Dragon’s Lair: The Complete Series includes all 13 episodes on two DVDs. Like most Warner Archive sets, the material has not been remastered, and no special features are included with the set, but the episodes are generally in great condition, with bright colors and good sound and picture quality.

Dragon’s Lair didn’t survive its transition from arcade game to Saturday morning unscathed. Most obviously, Don Bluth’s lush animation is not evident in the TV series — nor could it be, under then-TV budgets. The animation quality is simplified and limited compared to the original video game. Also, much of the charm of the original had to be sucked out of the Saturday morning version.

One of the best things about the arcade game was the many humorous (and occasionally gross) ways that the hero (Dirk the Daring) “dies” — frequently screaming in horror (albeit humorously)! Since violence was not allowed on Saturday morning, due to stringent watchdog groups, Dirk doesn’t so much “die” in the show as simply fall into some mud or something equally benign. (He does frequently fall off cliffs, but we never see him actually falling — or landing.)

The choices of actions to take from the original game is included in the show — usually in the form of a decision that has to be made just before the show cuts to a commercial break. When the show returns, we are shown the consequence of making the wrong decision (aka falling in the mud) before the correct decision is shown and the adventure continues. I’d imagine that parent groups of this era probably found that very educational. For the rest of us, it was just pretty lame. Here’s a studio-provided clip that shows it:

Another thing that didn’t survive the transition from the arcade game to Saturday morning TV was sex appeal. In the arcade game, Princess Daphne was quite gorgeous (although not bad — she was just drawn that way), with long, flowing hair and sexy, partially see-through clothing, exposing much cleavage. (For good reason: the Bluth studios reportedly couldn’t afford live models, so Daphne was supposedly inspired by photographs from Playboy magazine.) For the show, Daphne was redesigned as wearing a long pink dress and hair that seldom moved at all. Also gone was the kinda flirty/cute adult bantering between Dirk and Daphne. In the show, it almost seemed like they were brother and sister.

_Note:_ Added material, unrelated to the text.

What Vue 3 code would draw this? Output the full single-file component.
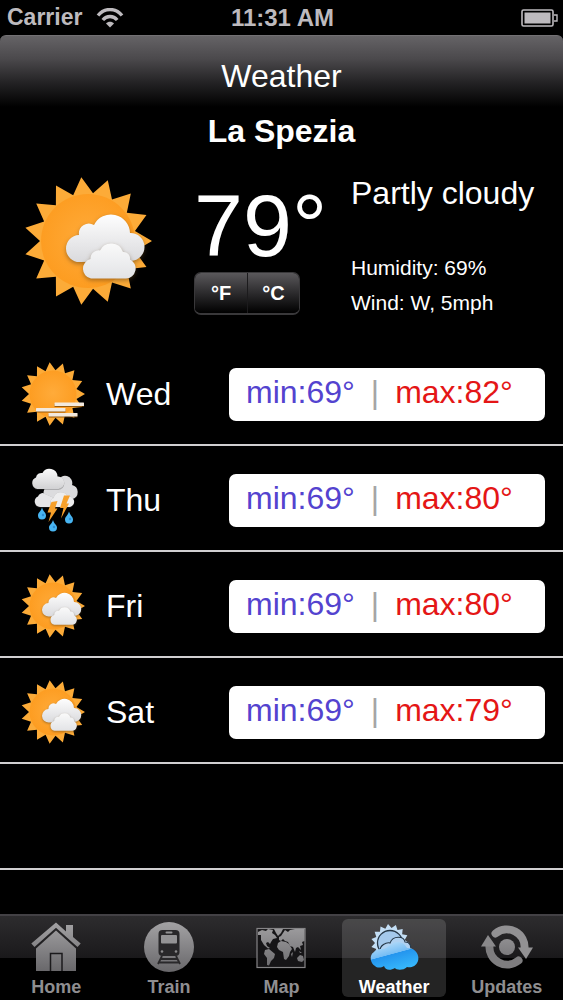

A number of supporting characters from the arcade made the transition to the series, but most were adapted into kid-vid clichés, including the kid-appealing identifier character Squire Timothy and the Giddy Goons as comically inept lackeys. The stories themselves were occasionally lacking. Of course, there was an episode where everyone was turned into babies — which ironically was a gameplay consequence in the arcade follow-up Space Ace (which also became a Saturday morning cartoon).

But none of this really matters if you were a kid and loved Dragon’s Lair: The Series. Despite its shortcomings, it’s still a huge nostalgic hit — which is the main reason for its recent DVD-MOD release. People have been clamoring for its release on DVD for years, and now their wishes have been answered. It’s great for kids of today as well, if they love adventure animation shows. (The studio provided a review copy.)